The NumberF.Currencies module provides detailed information about different currencies:

# Get information about a specific currency
currency_info = NumberF.get_currency("EUR")
# => %{
#   name: "Euro",
#   symbol: "€",
#   symbol_first: false,
#   symbol_space: true,
#   decimal_places: 2,
#   thousands_separator: ".",
#   decimal_separator: ","
# }

# Format using specific currency rules
NumberF.format_with_currency(1234.56, "EUR")  
# => "1.234,56 €"

Currency Conversion

For currency conversion calculations:

# Convert 100 USD to EUR with exchange rates
NumberF.convert_currency(100, 1.0, 0.85)      # => 85.0  (USD to EUR)
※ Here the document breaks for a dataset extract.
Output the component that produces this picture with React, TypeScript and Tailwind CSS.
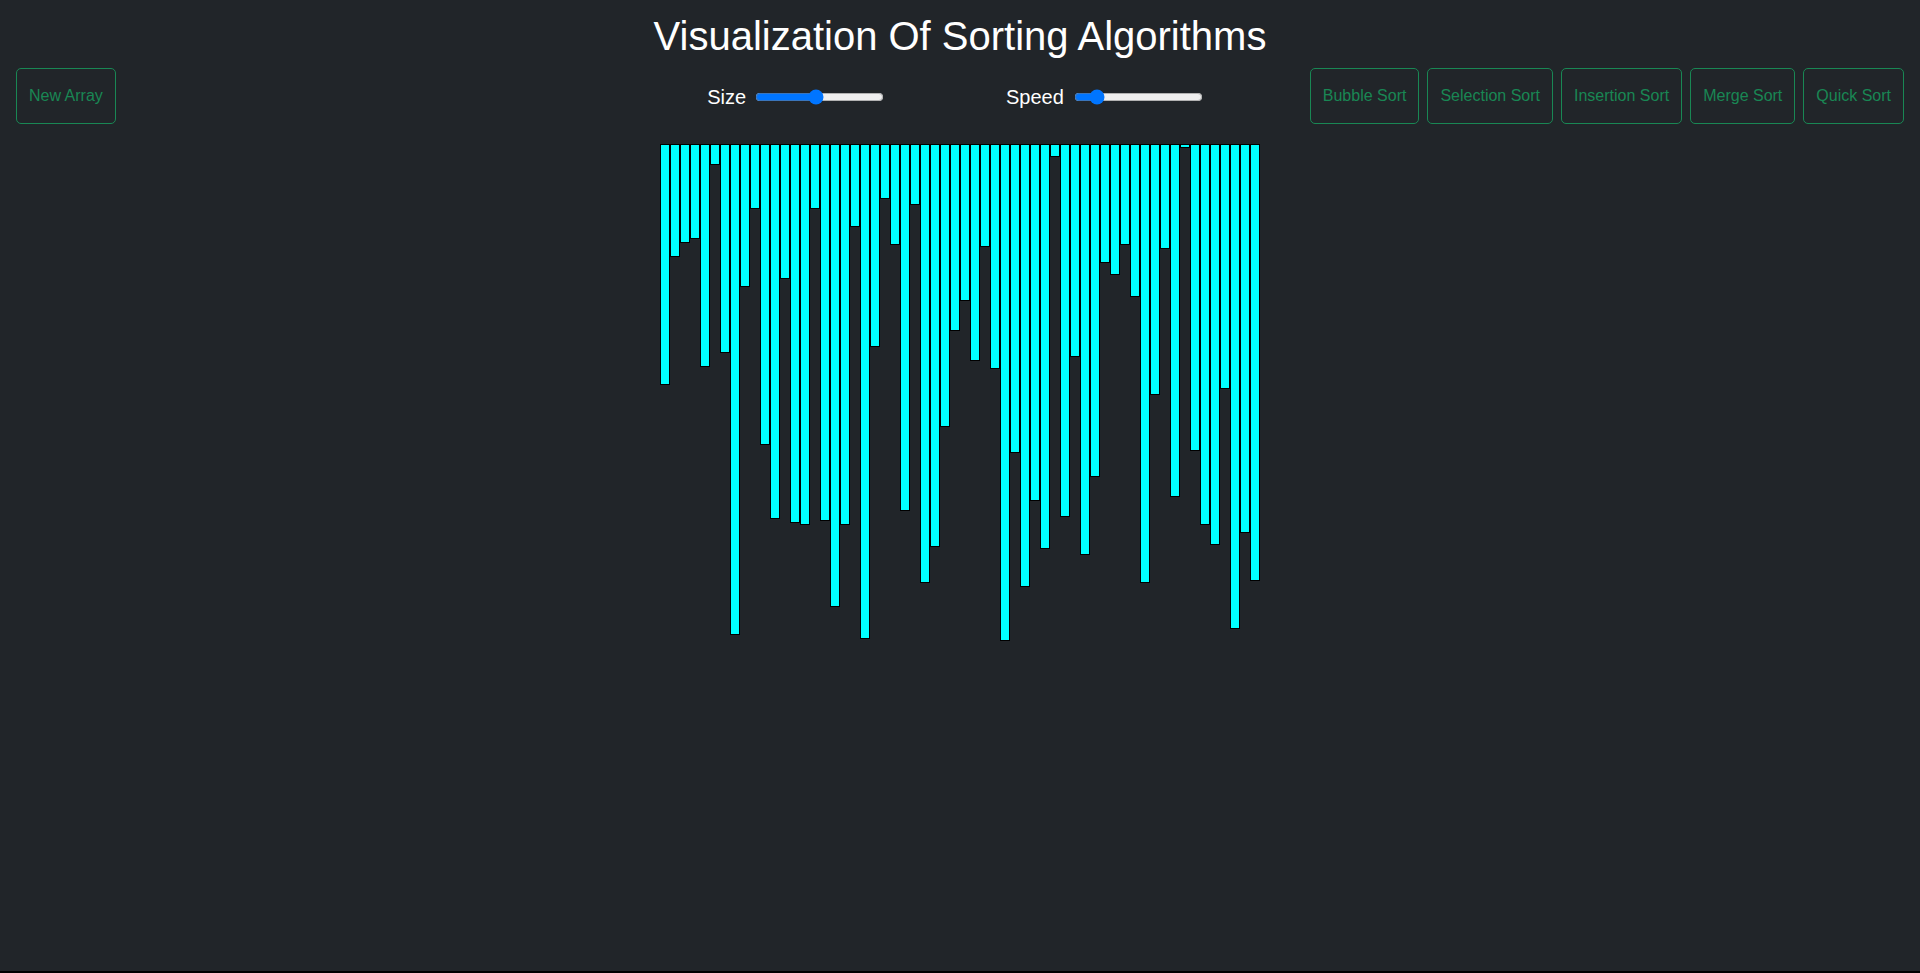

# Using with real-time exchange rates (pseudocode)
usd_rate = get_exchange_rate("USD")
eur_rate = get_exchange_rate("EUR")
NumberF.convert_currency(amount, usd_rate, eur_rate)

Internationalization Features

For advanced internationalization, the NumberF.I18n module offers:

# Get formatting rules for a specific locale
locale_settings = NumberF.I18n.get_locale_settings("fr-FR")
# => %{
#   thousands_separator: " ",
#   decimal_separator: ",",
#   currency_symbol: "€",
#   currency_symbol_first: false
# }

# Parse a localized number string back to a numeric value
NumberF.I18n.parse_number("1 234,56", "fr-FR")  # => 1234.56

Practical Examples

E-commerce Price Display

def display_price(price, user_locale \\ "en-US") do
  NumberF.format_currency(price, user_locale)
end

display_price(29.99)  # => "$29.99" for US users
display_price(29.99, "fr-FR")  # => "29,99 €" for French users

Financial Report Generation

def generate_financial_summary(revenue, expenses, profit, locale \\ "en-US") do
  """
  Financial Summary
  ================
  Revenue: #{NumberF.format_currency(revenue, locale)}
  Expenses: #{NumberF.format_currency(expenses, locale)}
  Profit: #{NumberF.format_currency(profit, locale)}
  Profit Margin: #{NumberF.percentage(profit, revenue)}%
  """
end

Multi-currency Invoice

def format_invoice_item(amount, original_currency, display_currency, exchange_rates) do
  # Get rates for the currencies
  original_rate = Map.get(exchange_rates, original_currency)
  display_rate = Map.get(exchange_rates, display_currency)
  
  # Convert the amount
  converted_amount = NumberF.convert_currency(amount, original_rate, display_rate)
  
  # Format both for display
  original_formatted = NumberF.format_with_currency(amount, original_currency)
  display_formatted = NumberF.format_with_currency(converted_amount, display_currency)
  
  "#{original_formatted} (#{display_formatted})"
end

Best Practices

  1. Use locale-aware formatting for user-facing displays to respect cultural conventions
  2. Store raw numbers in your database, not formatted strings
  3. Format at display time based on user preferences or locale
  4. Use appropriate precision - most currencies use 2 decimal places, but some like JPY use 0
  5. Handle nil values - NumberF.currency returns nil for nil input, which is useful for optional values

Currency formatting is an essential part of any financial application. With NumberF, you have all the tools you need to handle currency values correctly and consistently across your application.